I didn't mean the response time. Unless both emitter-followers have a quiescent current, I would think they would be presenting a high-impendance/reverse-bias in the case of certain polarity spikes.
I didn't mean the response time. Unless both emitter-followers have a quiescent current, I would think they would be presenting a high-impendance/reverse-bias in the case of certain polarity spikes.
As I said, any spikes should be absorbed by the capacitors until the op amp has time to respond, if the spike causes a long-term change in the average split ground current. The op amp will provide the proper bias to the transistors as required depending upon the direction of the split current.
Exactly what type of "certain polarity spikes" are you concerned about?
Doing this with a passive divider just isn't very good. Either divide and bias the inputs, AC coupling the amplifier, or buy a TI "rail splitter" IC, or build the same thing using an opamp buffer to buffer a resistive divider.
Hi, i was given these equipment to design a dual rail dc Power Supply:
2 off diodes (IN4001) 2 off Zener diodes
2 off Resistors (1 kΩ) 2 off Capacitors (1 μF)
1 off Oscilloscope, DVM, AC supply source ( ±12V)

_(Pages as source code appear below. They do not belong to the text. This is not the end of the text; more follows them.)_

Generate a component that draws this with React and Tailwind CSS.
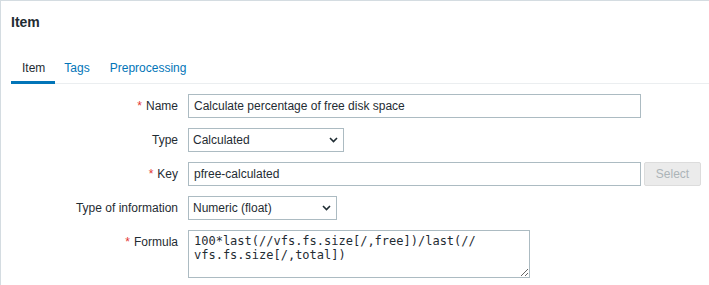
import React from 'react'

const labelCls = 'h-[24px] flex items-center justify-end text-right whitespace-nowrap'

const Chevron = () => (
  <svg width="9" height="6" viewBox="0 0 9 6" className="absolute right-[6px] top-[9px] pointer-events-none">
    <polyline points="1,1 4.5,4.5 8,1" fill="none" stroke="#1f2c33" strokeWidth="1.6" />
  </svg>
)

const Label = ({ required, children }) => (
  <div className={labelCls}>
    {required && <span className="text-[#e33734] mr-[4px]">*</span>}
    <span>{children}</span>
  </div>
)

const FakeSelect = ({ value, width }) => (
  <div className={`relative h-[24px] ${width}`}>
    <div className="h-full w-full border border-[#acbbc2] bg-white pl-[4px] pr-[20px] flex items-center">
      {value}
    </div>
    <Chevron />
  </div>
)

export default function App() {
  return (
    <div className="w-[709px] h-[285px] overflow-hidden bg-white border-t border-l border-[#d4dce1] pt-[12px] font-[Liberation_Sans,Arial,sans-serif] text-[12px] text-[#1f2c33]">
      <h1 className="h-[18px] leading-[18px] text-[14px] font-bold pl-[10px]">Item</h1>

      {/* tabs */}
      <ul className="mt-[20px] ml-[10px] flex border-b border-[#ebeef0] leading-[18px]">
        <li className="pl-[11px] pr-[10px] pt-[8px] pb-[4px] border-b-[3px] border-[#0275b8] -mb-px">Item</li>
        <li className="pl-[9px] pr-[10px] pt-[8px] pb-[4px] border-b-[3px] border-transparent -mb-px text-[#0275b8]">Tags</li>
        <li className="pl-[10px] pr-[10px] pt-[8px] pb-[4px] border-b-[3px] border-transparent -mb-px text-[#0275b8]">Preprocessing</li>
      </ul>

      {/* form */}
      <div className="mt-[10px] grid grid-cols-[177px_1fr] gap-x-[10px] gap-y-[10px] items-start">
        <Label required>Name</Label>
        <div>
          <input
            className="h-[24px] w-[453px] border border-[#acbbc2] px-[5px] outline-none"
            defaultValue="Calculate percentage of free disk space"
          />
        </div>

        <Label>Type</Label>
        <FakeSelect value="Calculated" width="w-[156px]" />

        <Label required>Key</Label>
        <div className="flex">
          <input
            className="h-[24px] w-[453px] border border-[#acbbc2] px-[5px] outline-none"
            defaultValue="pfree-calculated"
          />
          <button
            type="button"
            disabled
            className="ml-[3px] h-[24px] w-[57px] bg-[#ebebeb] border border-[#dcdcdc] text-[#acb4b8] rounded-[2px]"
          >
            Select
          </button>
        </div>

        <Label>Type of information</Label>
        <FakeSelect value="Numeric (float)" width="w-[149px]" />

        <Label required>Formula</Label>
        <div>
          <textarea
            className="block h-[48px] w-[342px] border border-[#acbbc2] px-[5px] pt-[3px] font-['DejaVu_Sans_Mono',monospace] text-[12px] leading-[14px] outline-none"
            defaultValue={'100*last(//vfs.fs.size[/,free])/last(//\nvfs.fs.size[/,total])'}
          />
        </div>
      </div>
    </div>
  )
}
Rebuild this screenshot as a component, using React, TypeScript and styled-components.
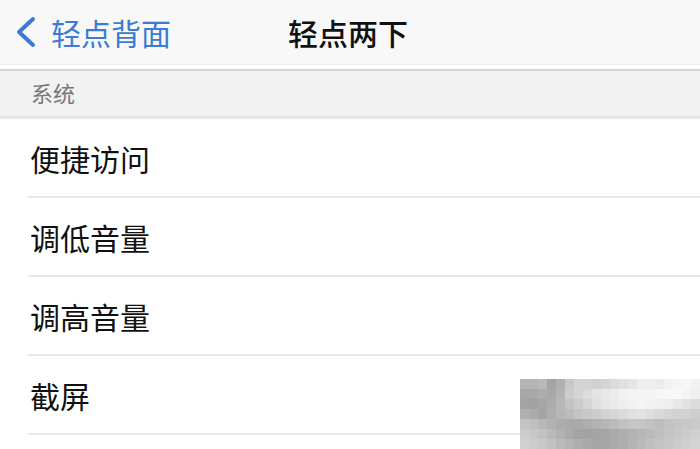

Using an appropriate selection of the components listed above, design and construct a direct voltage supply having two outputs, one positive and one negative.
Im not too sure how to go about it, plssss helppp.. Thanks
Hi, i was given these equipment to design a dual rail dc Power Supply:
2 off diodes (IN4001) 2 off Zener diodes
2 off Resistors (1 kΩ) 2 off Capacitors (1 μF)
1 off Oscilloscope, DVM, AC supply source ( ±12V)
Using an appropriate selection of the components listed above, design and construct a direct voltage supply having two outputs, one positive and one negative.
Im not too sure how to go about it, plssss helppp.. Thanks
If you are in a position to use a "recycled" PC power supply, you could use the 5 volt lead as common. The +12 becomes about +7 and the ground becomes -5. Yes, there is a -12 supply in a PC supply, but no current to speak of. That's a "git by" way......
I would look upstream of the input to the +5 regulator circuit, see if it can be split off there. For bias voltage on an Op Amp, it need not mirror the positive rail, merely be clean.
In industrial instrumentation, the usual practice is to use a center tapped transformer, grounding the center tap. Each end is then rectified through a FULL WAVE bridge to produce full output voltage rail to rail. Filtering may be done across full positive and negative or from both to ground. Or both, depending on how sensitive the circuits.
Lastly, use a second supply, connect them in series, ground the middle. Brute force but it'll give you exactly what you want. (ie +12 and -5)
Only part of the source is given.